This is REALLY evident in the Marvel Zombies comic book line, which is really just a series of glorious last stands.  Heroes just get picked down one by one, however well they fight or whatever they sacrifice, it doesn’t stop things from going steadily downhill.    In that world, there’s not only no hope, no future, and no life, there’s not really any POINT to anything either.  Even living to fight another day is fairly worthless.

Too deep?  Lets try this, then.  The facelessness of the zombie hordes.  Again, I’m not entirely familiar with the rules of the olden days, but I imagine originally in legend they needed some kind of guiding dark lord or something.  But in the modern conception, its always the horde.  No hive queen, no great mind… just a lot of really mindlessly hostile people, who don’t really even hate you but nonetheless threaten your existence.

Similar examples include the Flood from Halo or even the Borg from Star Trek.  Those DID end up having leaders, of a kind, but most of my friends contend that giving those mindless hordes a guiding voice or purpose rather ruined their scariness factor.

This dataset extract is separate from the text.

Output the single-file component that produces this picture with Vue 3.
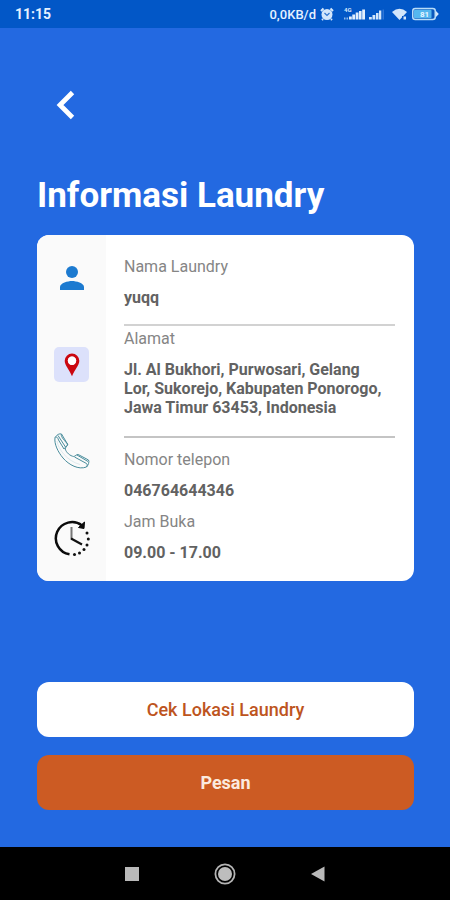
<script setup>
const address = [
  'Jl. Al Bukhori, Purwosari, Gelang',
  'Lor, Sukorejo, Kabupaten Ponorogo,',
  'Jawa Timur 63453, Indonesia'
].join('\n')
</script>

<template>
  <div class="screen">
    <header class="status">
      <span class="time">11:15</span>
      <div class="indicators">
        <span class="rate">0,0KB/d</span>
        <svg class="alarm" width="14" height="14" viewBox="0 0 14 14" aria-hidden="true">
          <circle cx="7" cy="7.5" r="5.5" fill="#d3e6fb" />
          <path d="M1 4 3.500 1.500M13 4 10.500 1.500M3 12 2 13M11 12 12 13" stroke="#d3e6fb" stroke-width="2" />
          <path d="M4.500 6 7 8.500 9.500 6" fill="none" stroke="#2f74cf" stroke-width="1.200" />
        </svg>
        <svg class="signal-first" width="24" height="14" viewBox="0 0 24 14" aria-hidden="true">
          <text x="2" y="5" class="net">4G</text>
          <path d="M7 12.500V9.500h2.800v3zM10.300 12.500V7.500h2.800v5zM13.700 12.500V5.500h2.800v7zM17 12.500V4h2.600v8.500zM20.200 12.500V2.500h2.800v10z" fill="#e3effc" />
          <path d="M2 12.500v-2h1.500v2zM4.500 12.500v-2h1.500v2z" fill="#8db9ec" />
        </svg>
        <svg width="16" height="14" viewBox="0 0 16 14" aria-hidden="true">
          <path d="M0 12.500V10h2.800v2.500zM3.500 12.500V8h2.800v4.500zM7 12.500V6h2.500v6.500zM10 12.500V3.500h2.300v9z" fill="#d3e6fb" />
          <path d="M13.500 12.500V2.500H15v10z" fill="#2f76d6" />
        </svg>
        <svg class="wifi" width="16" height="14" viewBox="0 0 16 14" aria-hidden="true">
          <path d="M0 5Q7.500-1.500 15 5L7.500 13z" fill="#d3e6fb" />
          <path d="M10 9h5v4h-5z" fill="#0757c7" />
          <path d="M11.500 9.500H14V12.500h-2.500z" fill="#d3e6fb" />
        </svg>
        <svg width="27" height="14" viewBox="0 0 27 14" aria-hidden="true">
          <rect x=".75" y="1.500" width="22.500" height="11" rx="2.500" fill="#0b58bd" stroke="#b8dcf8" stroke-width="1.500" />
          <rect x="2" y="2.750" width="17.500" height="8.500" rx="1" fill="#55b7ef" />
          <path d="M24 4 26.800 7 24 10z" fill="#d3e6fb" />
          <text x="8" y="10" class="charge">81</text>
        </svg>
      </div>
    </header>

    <main class="content">
      <button class="back" type="button" aria-label="Kembali">
        <svg width="20" height="30" viewBox="0 0 20 30" aria-hidden="true">
          <path d="M17.500 2.500 5 15 17.500 27.500" fill="none" stroke="#fff" stroke-width="4.800" />
        </svg>
      </button>

      <h1>Informasi Laundry</h1>

      <section class="card">
        <div class="icons" aria-hidden="true">
          <div class="cell">
            <svg width="24" height="24" viewBox="0 0 24 24">
              <circle cx="12" cy="6" r="6" fill="#1c7ad0" />
              <path d="M0 24v-3c0-4 8-6 12-6s12 2 12 6v3z" fill="#1c7ad0" />
            </svg>
          </div>
          <div class="cell">
            <div class="pin">
              <svg width="16" height="24" viewBox="0 0 16 24">
                <path fill-rule="evenodd" d="M8 .5a7.300 7.300 0 0 0-7.300 7.300c0 4.700 4.800 9 7.300 15.500 2.500-6.500 7.300-10.800 7.300-15.500A7.300 7.300 0 0 0 8 .5zm0 3a4.200 4.200 0 1 1 0 8.400 4.200 4.200 0 0 1 0-8.400z" fill="#cb0710" />
                <circle cx="8" cy="7.700" r="4.200" fill="#fff" />
              </svg>
            </div>
          </div>
          <div class="cell">
            <svg width="36" height="36" viewBox="0 0 36 36" fill="none" stroke="#4a8d9c" stroke-width="1" stroke-linejoin="round">
              <path d="M1 4.500C3 1.500 5.500.3 7.500 1L13.500 11c.3 2-2.500 3.500-2.300 5 1 3.500 5 7 8.500 7.500 1.500 0 3-2.500 4.500-2L34.500 27c1 1.500 0 5-2 7-8 3-17.500-2-23.500-9C4 19 0 11 1 4.500z" />
              <path d="M1.500 4.500C3 3.500 4 5 4.500 7l5.500 9M4 2.500 11.500 14M7.500 1C6.500 3 9 6 13.500 11M20.500 24l12 6.500c.8.5 1 2 0 3.500M23 22l11 6.500M10 16c0-1 3-2.500 4-5" />
              <path d="M3 8c1 8 10 20 23 23.500" stroke="#cfe2e6" stroke-width=".7" />
            </svg>
          </div>
          <div class="cell">
            <svg width="36" height="36" viewBox="0 0 36 36" fill="none">
              <path d="M15.500 34.300A16.200 16.200 0 1 1 28 5.500" stroke="#0b0b0b" stroke-width="2.500" />
              <path d="M30.500 2 30 8.500 24.500 7.500z" fill="#0b0b0b" stroke="#0b0b0b" />
              <path d="M17.500 7v12" stroke="#777" stroke-width="2" />
              <path d="m17 18.500 11 6" stroke="#111" stroke-width="2.200" />
              <g fill="#111">
                <circle cx="33" cy="13" r="1.500" />
                <circle cx="34.300" cy="19" r="1.500" />
                <circle cx="33" cy="25" r="1.500" />
                <circle cx="30" cy="29.500" r="1.500" />
                <circle cx="25.500" cy="33" r="1.500" />
                <circle cx="20.500" cy="34.500" r="1.500" />
              </g>
            </svg>
          </div>
        </div>

        <dl class="details">
          <div class="entry">
            <dt>Nama Laundry</dt>
            <dd>yuqq</dd>
          </div>
          <div class="entry address">
            <dt>Alamat</dt>
            <dd>{{ address }}</dd>
          </div>
          <div class="entry contact">
            <dt>Nomor telepon</dt>
            <dd>046764644346</dd>
          </div>
          <div class="entry hours">
            <dt>Jam Buka</dt>
            <dd>09.00 - 17.00</dd>
          </div>
        </dl>
      </section>

      <div class="actions">
        <button class="action locate" type="button">Cek Lokasi Laundry</button>
        <button class="action order" type="button">Pesan</button>
      </div>
    </main>

    <nav class="system" aria-label="Navigasi sistem">
      <button type="button" aria-label="Aplikasi terbaru">
        <svg width="22" height="22" viewBox="0 0 22 22"><path d="M4 4h14v14H4z" fill="#b9b9b9" /></svg>
      </button>
      <button type="button" aria-label="Beranda">
        <svg width="22" height="22" viewBox="0 0 22 22">
          <circle cx="11" cy="11" r="9.600" fill="none" stroke="#b4b4b4" stroke-width="1.800" />
          <circle cx="11" cy="11" r="7" fill="#bdbdbd" />
        </svg>
      </button>
      <button type="button" aria-label="Kembali ke layar sebelumnya">
        <svg width="22" height="22" viewBox="0 0 22 22"><path d="M4 11 17.500 3.500v15z" fill="#b9b9b9" /></svg>
      </button>
    </nav>
  </div>
</template>

<style>
body {
  margin: 0;
  background: #2369e1;
}
</style>

<style scoped>
.screen {
  display: flex;
  flex-direction: column;
  min-height: 100vh;
  background: #2369e1;
  font-family: Roboto, "Liberation Sans", sans-serif;
}

button {
  display: flex;
  align-items: center;
  justify-content: center;
  margin: 0;
  padding: 0;
  border: 0;
  background: none;
  font-family: inherit;
  cursor: pointer;
}

.status {
  display: flex;
  align-items: center;
  justify-content: space-between;
  height: 28px;
  padding: 0 11px 0 15px;
  background: #0257c7;
  color: #e6f1ff;
}

.time {
  font-size: 14px;
  font-weight: 700;
  line-height: 20px;
}

.indicators {
  display: flex;
  align-items: center;
}

.rate {
  font-size: 13px;
  font-weight: 500;
}

.alarm {
  margin: 0 8px 0 4px;
}

.signal-first {
  margin-right: 3px;
}

.wifi {
  margin: 0 4px 0 7px;
}

.net {
  fill: #d3e6fb;
  font-size: 6px;
  font-weight: 700;
}

.charge {
  fill: #e9f6ff;
  font-size: 8px;
  font-weight: 700;
}

.content {
  display: flex;
  flex: 1;
  flex-direction: column;
  padding: 62px 36px 37px 37px;
}

.back {
  align-self: flex-start;
  width: 56px;
  height: 30px;
}

h1 {
  margin: 56px 0 0;
  color: #fff;
  font-size: 35px;
  font-weight: 700;
  line-height: 40px;
}

.card {
  display: flex;
  margin-top: 19px;
  border-radius: 12px;
  background: #fff;
  overflow: hidden;
}

.icons {
  display: grid;
  grid-template-rows: repeat(4, 1fr);
  flex: 0 0 69px;
  background: #fafafa;
}

.cell {
  display: flex;
  align-items: center;
  justify-content: center;
}

.pin {
  display: flex;
  align-items: center;
  justify-content: center;
  width: 35px;
  height: 35px;
  border-radius: 5px;
  background: #dce1fb;
}

.details {
  flex: 1;
  margin: 0;
  padding: 22px 19px 19px 18px;
  font-size: 16px;
  line-height: 19px;
}

dt {
  color: #858585;
}

dd {
  margin: 12px 0 0;
  color: #626262;
  font-weight: 700;
  white-space: pre-line;
}

.address {
  margin-top: 17px;
  padding-top: 3px;
  border-top: 2px solid #d2d2d2;
}

.contact {
  margin-top: 19px;
  padding-top: 12px;
  border-top: 2px solid #c4c4c4;
}

.hours {
  margin-top: 12px;
}

.actions {
  display: flex;
  flex-direction: column;
  gap: 18px;
  margin-top: auto;
}

.action {
  height: 55px;
  border-radius: 12px;
  font-size: 18px;
}

.locate {
  background: #fff;
  color: #bd5420;
  font-weight: 500;
}

.order {
  background: #cc5b23;
  color: #fbeadf;
  font-weight: 700;
}

.system {
  display: flex;
  align-items: center;
  justify-content: center;
  gap: 71px;
  height: 53px;
  background: #000;
}
</style>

So why is that?  Maybe just because you fear most what you know least?  There’s no reasoning with a mob, there’s no understanding a mob.  It’s just a force of nature.  Perhaps, too, the faceless horde reminds people of a seemingly apathetic world that neither hates nor loves it, yet somehow is still out to get it.  Either way, the message is pretty hopeless–there’s nothing you can do.  Just avoid it.  Don’t try to solve the problem, it can’t be solved.

Exceptions exist.  “I am Legend” depicts a man who survived the apocalypse and is trying to fix the problem.  The game ReBuild that I mentioned in my last entry shows the progress of the rebirth of civilization amidst the chaos of governmental downfall.  Here we have examples of life outlasting, outsmarting death.  There is still hope beyond the darkness, resurrection comes after death.  And perhaps, as people get tired of the cliche apocalypse, we’ll see more hope and morality in these games.  But for the moment, most of them paint a depressing picture of the future.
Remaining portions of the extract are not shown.